WHAT TO PRODUCE: Leave the pictures out, and retype all of the material exactly as written.

::::

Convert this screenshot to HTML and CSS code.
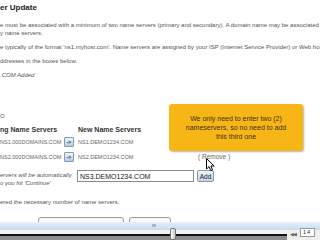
FILE: index.html
```html
<!DOCTYPE html>
<html lang="en">
<head>
    <meta charset="UTF-8">
    <meta name="viewport" content="width=device-width, initial-scale=1.0">
    <title>Name Server Update</title>
    <link rel="stylesheet" href="styles.css">
</head>
<body>
    <div class="screen">
        <div class="content">
            <h1>er Update</h1>
            <p>e must be associated with a minimum of two name servers (primary and secondary). A domain name may be associated<br>y name servers.</p>
            <p>e typically of the format 'ns1.myhost.com'. Name servers are assigned by your ISP (Internet Service Provider) or Web host</p>
            <p>ddresses in the boxes below.</p>
            <p class="note">.COM Added</p>
            <div class="section">O</div>

            <div class="ns-grid">
                <div class="th">ng Name Servers</div>
                <div></div>
                <div class="th col3">New Name Servers</div>
                <div></div>

                <div class="ns">NS1.000DOMAINS.COM</div>
                <button class="arrow">-&gt;</button>
                <div class="ns col3">NS1.DEMO1234.COM</div>
                <div></div>

                <div class="ns">NS2.000DOMAINS.COM</div>
                <button class="arrow">-&gt;</button>
                <div class="ns col3">NS2.DEMO1234.COM</div>
                <div class="remove">( Remove )</div>
            </div>

            <div class="add-row">
                <div class="hint">ervers will be automatically<br>o you hit 'Continue'</div>
                <input type="text" class="ns-input" value="NS3.DEMO1234.COM">
                <button class="add">Add</button>
            </div>

            <p class="done">ered the necessary number of name servers.</p>
            <div class="btns">
                <span class="btn-a"></span>
                <span class="btn-b"></span>
            </div>
        </div>

        <div class="player">
            <div class="player-top"><span class="marker"></span></div>
            <div class="player-bar">
                <div class="track"><span class="thumb"></span></div>
                <div class="controls">
                    <span class="rew">&#9664;&#9664;</span>
                    <span class="time">14</span>
                </div>
            </div>
        </div>

        <div class="callout">We only need to enter two (2)<br>nameservers, so no need to add<br>this third one</div>

        <svg class="cursor" width="10" height="14" viewBox="0 0 10 14">
            <path d="M0.5 0.5 L0.5 11 L3 8.6 L4.8 12.6 L6.6 11.8 L4.9 8 L8.2 8 Z" fill="#fff" stroke="#000" stroke-width="1" stroke-linejoin="round"/>
        </svg>
    </div>
</body>
</html>
```

FILE: styles.css
```css
body {
    margin: 0;
    font-family: "Liberation Sans", Arial, sans-serif;
    color: #555;
    background: #fff;
}
.screen {
    width: 320px;
    height: 240px;
    overflow: hidden;
    position: relative;
    display: flex;
    flex-direction: column;
}
.content {
    flex: 1;
    padding-top: 3px;
    white-space: nowrap;
    overflow: hidden;
}
h1 {
    margin: 0 0 8px;
    font-size: 8px;
    line-height: 10px;
    color: #222;
}
p {
    margin: 0 0 6px;
    font-size: 6px;
    line-height: 8px;
}
.note {
    font-style: italic;
    margin-bottom: 33px;
}
.section {
    font-size: 6px;
    line-height: 8px;
    margin-bottom: 4px;
}
.ns-grid {
    display: grid;
    grid-template-columns: 64px 10px 124px auto;
    grid-template-rows: 10px 15px 15px;
    align-items: center;
}
.ns {
    font-size: 5.5px;
    color: #666;
}
.th {
    font-size: 7px;
    font-weight: bold;
    color: #333;
}
.col3 {
    padding-left: 4px;
}
.remove {
    font-size: 6.5px;
    color: #666;
}
.arrow {
    width: 10px;
    height: 10px;
    padding: 0;
    border: 1px solid #7f9db9;
    border-radius: 1px;
    background: linear-gradient(#eef4fa, #b9cde2);
    font-family: "Liberation Sans", Arial, sans-serif;
    font-size: 5px;
    font-weight: bold;
    color: #234;
    line-height: 8px;
}
.add-row {
    display: grid;
    grid-template-columns: 74px 124px auto;
    align-items: start;
    margin-top: 6px;
}
.hint {
    font-size: 6px;
    line-height: 8px;
    font-style: italic;
    margin-top: 1px;
}
.ns-input {
    margin: 0 0 0 3px;
    width: 117px;
    height: 12px;
    box-sizing: border-box;
    border: 1px solid #8a8a8a;
    padding: 0 2px;
    font-family: "Liberation Sans", Arial, sans-serif;
    font-size: 7px;
    color: #222;
    background: #fff;
}
.add {
    margin: 0 0 0 -1px;
    width: 17px;
    height: 12px;
    padding: 0;
    border: 1px solid #7f9db9;
    border-radius: 2px;
    background: linear-gradient(#f2f6fb, #c4d4e6);
    font-family: "Liberation Sans", Arial, sans-serif;
    font-size: 6.5px;
    color: #222;
}
.done {
    margin: 11px 0 0;
}
.btns {
    display: flex;
    margin-top: 11px;
}
.btn-a,
.btn-b {
    height: 10px;
    border: 1px solid #999;
    border-radius: 3px;
    background: #fafafa;
}
.btn-a {
    margin-left: 38px;
    width: 84px;
}
.btn-b {
    margin-left: 5px;
    width: 40px;
}
.player {
    height: 18px;
    display: flex;
    flex-direction: column;
}
.player-top {
    height: 8px;
    background: linear-gradient(#e8f0fa, #c9daee);
}
.marker {
    display: block;
    margin: 2px 0 0 152px;
    width: 4px;
    height: 3px;
    background: #a9b6c6;
}
.player-bar {
    flex: 1;
    display: flex;
}
.track {
    flex: 1;
    position: relative;
    background: linear-gradient(#f2f2f2 0, #f2f2f2 4px, #111 4px, #111 6px, #8c8c8c 6px);
}
.thumb {
    position: absolute;
    left: 170px;
    top: -2px;
    width: 4px;
    height: 10px;
    border: 1px solid #777;
    border-radius: 2px;
    background: linear-gradient(90deg, #fff, #c8c8c8);
}
.controls {
    width: 33px;
    display: flex;
    align-items: flex-start;
    background: #eee;
}
.rew {
    margin: 1px 0 0 3px;
    font-size: 5px;
    letter-spacing: -1px;
    color: #666;
}
.time {
    margin: -2px 0 0 4px;
    width: 15px;
    height: 9px;
    box-sizing: border-box;
    border: 1px solid #999;
    background: #fff;
    font-size: 5.5px;
    line-height: 7px;
    padding-left: 2px;
    letter-spacing: 1px;
    color: #222;
}
.callout {
    position: absolute;
    left: 169px;
    top: 104px;
    width: 134px;
    height: 47px;
    box-sizing: border-box;
    padding-top: 10px;
    border-radius: 3px;
    background: #f8b616;
    box-shadow: 1px 1px 2px rgba(0, 0, 0, 0.3);
    text-align: center;
    font-size: 7px;
    line-height: 9px;
    color: #3a3320;
}
.cursor {
    position: absolute;
    left: 206px;
    top: 158px;
}
```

::::

EXERCISE RESULT:
Convert this screenshot to HTML and CSS code.
FILE: index.html
```html
<!DOCTYPE html>
<html lang="en">
<head>
    <meta charset="UTF-8">
    <meta name="viewport" content="width=device-width, initial-scale=1.0">
    <title>Name Server Update</title>
    <link rel="stylesheet" href="styles.css">
</head>
<body>
    <div class="screen">
        <div class="content">
            <h1>er Update</h1>
            <p>e must be associated with a minimum of two name servers (primary and secondary). A domain name may be associated<br>y name servers.</p>
            <p>e typically of the format 'ns1.myhost.com'. Name servers are assigned by your ISP (Internet Service Provider) or Web host</p>
            <p>ddresses in the boxes below.</p>
            <p class="note">.COM Added</p>
            <div class="section">O</div>

            <div class="ns-grid">
                <div class="th">ng Name Servers</div>
                <div></div>
                <div class="th col3">New Name Servers</div>
                <div></div>

                <div class="ns">NS1.000DOMAINS.COM</div>
                <button class="arrow">-&gt;</button>
                <div class="ns col3">NS1.DEMO1234.COM</div>
                <div></div>

                <div class="ns">NS2.000DOMAINS.COM</div>
                <button class="arrow">-&gt;</button>
                <div class="ns col3">NS2.DEMO1234.COM</div>
                <div class="remove">( Remove )</div>
            </div>

            <div class="add-row">
                <div class="hint">ervers will be automatically<br>o you hit 'Continue'</div>
                <input type="text" class="ns-input" value="NS3.DEMO1234.COM">
                <button class="add">Add</button>
            </div>

            <p class="done">ered the necessary number of name servers.</p>
            <div class="btns">
                <span class="btn-a"></span>
                <span class="btn-b"></span>
            </div>
        </div>

        <div class="player">
            <div class="player-top"><span class="marker"></span></div>
            <div class="player-bar">
                <div class="track"><span class="thumb"></span></div>
                <div class="controls">
                    <span class="rew">&#9664;&#9664;</span>
                    <span class="time">14</span>
                </div>
            </div>
        </div>

        <div class="callout">We only need to enter two (2)<br>nameservers, so no need to add<br>this third one</div>

        <svg class="cursor" width="10" height="14" viewBox="0 0 10 14">
            <path d="M0.5 0.5 L0.5 11 L3 8.6 L4.8 12.6 L6.6 11.8 L4.9 8 L8.2 8 Z" fill="#fff" stroke="#000" stroke-width="1" stroke-linejoin="round"/>
        </svg>
    </div>
</body>
</html>
```

FILE: styles.css
```css
body {
    margin: 0;
    font-family: "Liberation Sans", Arial, sans-serif;
    color: #555;
    background: #fff;
}
.screen {
    width: 320px;
    height: 240px;
    overflow: hidden;
    position: relative;
    display: flex;
    flex-direction: column;
}
.content {
    flex: 1;
    padding-top: 3px;
    white-space: nowrap;
    overflow: hidden;
}
h1 {
    margin: 0 0 8px;
    font-size: 8px;
    line-height: 10px;
    color: #222;
}
p {
    margin: 0 0 6px;
    font-size: 6px;
    line-height: 8px;
}
.note {
    font-style: italic;
    margin-bottom: 33px;
}
.section {
    font-size: 6px;
    line-height: 8px;
    margin-bottom: 4px;
}
.ns-grid {
    display: grid;
    grid-template-columns: 64px 10px 124px auto;
    grid-template-rows: 10px 15px 15px;
    align-items: center;
}
.ns {
    font-size: 5.5px;
    color: #666;
}
.th {
    font-size: 7px;
    font-weight: bold;
    color: #333;
}
.col3 {
    padding-left: 4px;
}
.remove {
    font-size: 6.5px;
    color: #666;
}
.arrow {
    width: 10px;
    height: 10px;
    padding: 0;
    border: 1px solid #7f9db9;
    border-radius: 1px;
    background: linear-gradient(#eef4fa, #b9cde2);
    font-family: "Liberation Sans", Arial, sans-serif;
    font-size: 5px;
    font-weight: bold;
    color: #234;
    line-height: 8px;
}
.add-row {
    display: grid;
    grid-template-columns: 74px 124px auto;
    align-items: start;
    margin-top: 6px;
}
.hint {
    font-size: 6px;
    line-height: 8px;
    font-style: italic;
    margin-top: 1px;
}
.ns-input {
    margin: 0 0 0 3px;
    width: 117px;
    height: 12px;
    box-sizing: border-box;
    border: 1px solid #8a8a8a;
    padding: 0 2px;
    font-family: "Liberation Sans", Arial, sans-serif;
    font-size: 7px;
    color: #222;
    background: #fff;
}
.add {
    margin: 0 0 0 -1px;
    width: 17px;
    height: 12px;
    padding: 0;
    border: 1px solid #7f9db9;
    border-radius: 2px;
    background: linear-gradient(#f2f6fb, #c4d4e6);
    font-family: "Liberation Sans", Arial, sans-serif;
    font-size: 6.5px;
    color: #222;
}
.done {
    margin: 11px 0 0;
}
.btns {
    display: flex;
    margin-top: 11px;
}
.btn-a,
.btn-b {
    height: 10px;
    border: 1px solid #999;
    border-radius: 3px;
    background: #fafafa;
}
.btn-a {
    margin-left: 38px;
    width: 84px;
}
.btn-b {
    margin-left: 5px;
    width: 40px;
}
.player {
    height: 18px;
    display: flex;
    flex-direction: column;
}
.player-top {
    height: 8px;
    background: linear-gradient(#e8f0fa, #c9daee);
}
.marker {
    display: block;
    margin: 2px 0 0 152px;
    width: 4px;
    height: 3px;
    background: #a9b6c6;
}
.player-bar {
    flex: 1;
    display: flex;
}
.track {
    flex: 1;
    position: relative;
    background: linear-gradient(#f2f2f2 0, #f2f2f2 4px, #111 4px, #111 6px, #8c8c8c 6px);
}
.thumb {
    position: absolute;
    left: 170px;
    top: -2px;
    width: 4px;
    height: 10px;
    border: 1px solid #777;
    border-radius: 2px;
    background: linear-gradient(90deg, #fff, #c8c8c8);
}
.controls {
    width: 33px;
    display: flex;
    align-items: flex-start;
    background: #eee;
}
.rew {
    margin: 1px 0 0 3px;
    font-size: 5px;
    letter-spacing: -1px;
    color: #666;
}
.time {
    margin: -2px 0 0 4px;
    width: 15px;
    height: 9px;
    box-sizing: border-box;
    border: 1px solid #999;
    background: #fff;
    font-size: 5.5px;
    line-height: 7px;
    padding-left: 2px;
    letter-spacing: 1px;
    color: #222;
}
.callout {
    position: absolute;
    left: 169px;
    top: 104px;
    width: 134px;
    height: 47px;
    box-sizing: border-box;
    padding-top: 10px;
    border-radius: 3px;
    background: #f8b616;
    box-shadow: 1px 1px 2px rgba(0, 0, 0, 0.3);
    text-align: center;
    font-size: 7px;
    line-height: 9px;
    color: #3a3320;
}
.cursor {
    position: absolute;
    left: 206px;
    top: 158px;
}
```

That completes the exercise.